Hello folks, I have just returned to Wado Ryu Karate after about ten years away from martial arts. I did the classic thing of getting my Shodan and then dropping out due to work and travelling pressures. So now I am back to being a white belt in a small, hard training but very friendly local club and realising that I'm not in my twenties any more - things are starting to creak under the strain of carrying the beer belly! Anyway I'm hoping to be fit, strong and back in a black belt before I hit 50. Along the way I have practised a few different martial arts but nothing really stuck with me like Wado, I guess I am lucky to have found an art that I enjoy so much.

So that's me, I look forward to talking to you all in due course.

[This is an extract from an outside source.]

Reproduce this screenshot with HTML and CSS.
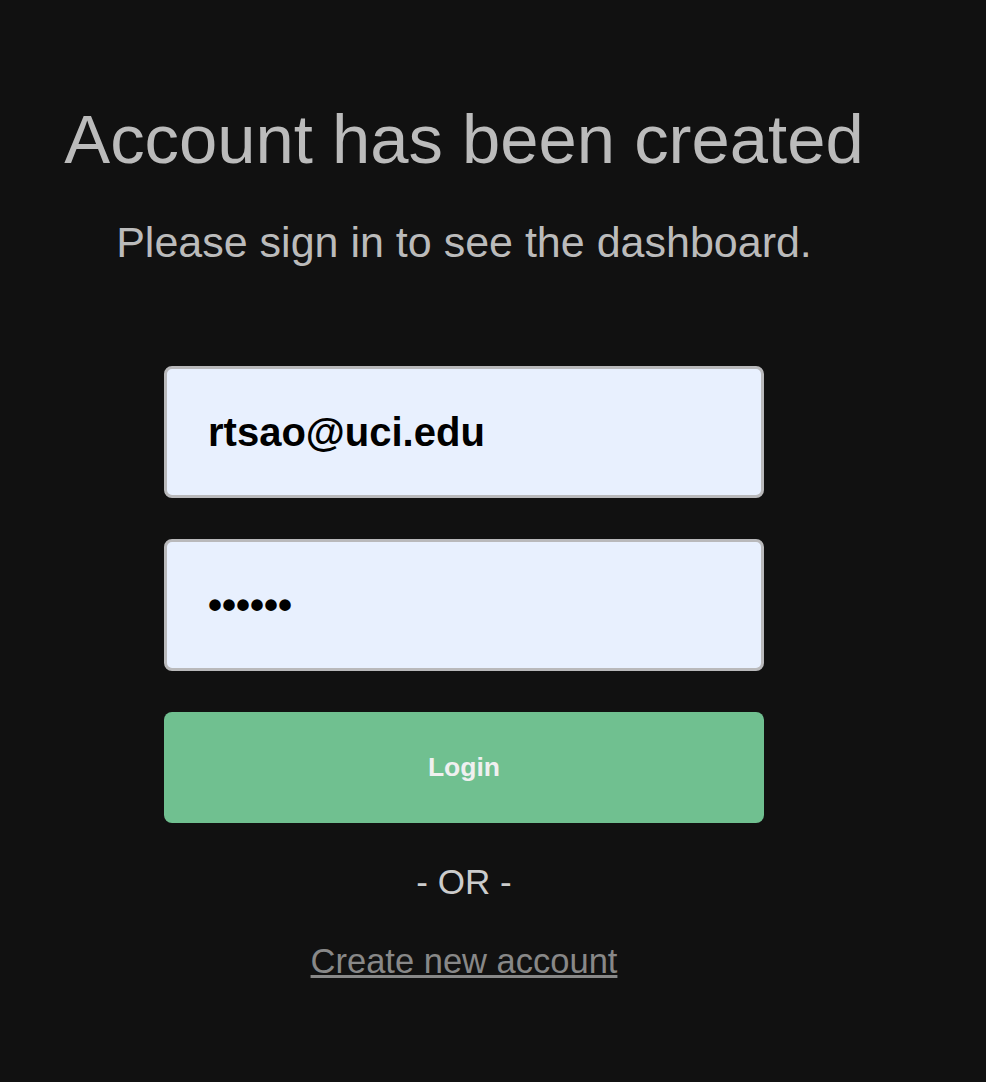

PS the name comes from my early karate days when I used to get my arms and legs mixed up. Sensei shouted "gyakuzuki!!!" at me while I was punching with the wrong arm, again, and a new guy assumed it was my name. Due to the nature of clubs I was called Jacky for some time after that.


----------



## tshadowchaser (Jul 15, 2015)

Welcome to the forum and congratulations in getting back into the arts


----------



## Tony Dismukes (Jul 15, 2015)

Welcome to MartialTalk!

Just to clarify, was it Wado Ryu that you got your shodan in originally? Are you starting over just due to being 10 years out of practice? Was that your instructor's idea or your own?


----------



## Jacky Zuki (Jul 15, 2015)

Yes I originally graded to shodan in Wado but I am now in my forties, about seventy pounds heavier and to be frank, I wasn't really very good back then. My sensei offered to get me back up to scratch over six months to a year but for now we are concentrating on fitness and technique and we will discuss progress when I get back into the swing of things.


----------



## ChrisN (Jul 15, 2015)

Hello and welcome.


----------



## Steve (Jul 15, 2015)

Welcome.  sounds like you have a terrific attitude.  Others of us also have beer bellies, creek and frankly aren't very good, either.


----------



## sfs982000 (Jul 15, 2015)

Welcome to the forums!


----------



## Jenna (Jul 15, 2015)

Jacky Zuki said:


> Hello folks, I have just returned to Wado Ryu Karate after about ten years away from martial arts. I did the classic thing of getting my Shodan and then dropping out due to work and travelling pressures. So now I am back to being a white belt in a small, hard training but very friendly local club and realising that I'm not in my twenties any more - things are starting to creak under the strain of carrying the beer belly! Anyway I'm hoping to be fit, strong and back in a black belt before I hit 50. Along the way I have practised a few different martial arts but nothing really stuck with me like Wado, I guess I am lucky to have found an art that I enjoy so much.
> 
> So that's me, I look forward to talking to you all in due course.
> 
> PS the name comes from my early karate days when I used to get my arms and legs mixed up. Sensei shouted "gyakuzuki!!!" at me while I was punching with the wrong arm, again, and a new guy assumed it was my name. Due to the nature of clubs I was called Jacky for some time after that.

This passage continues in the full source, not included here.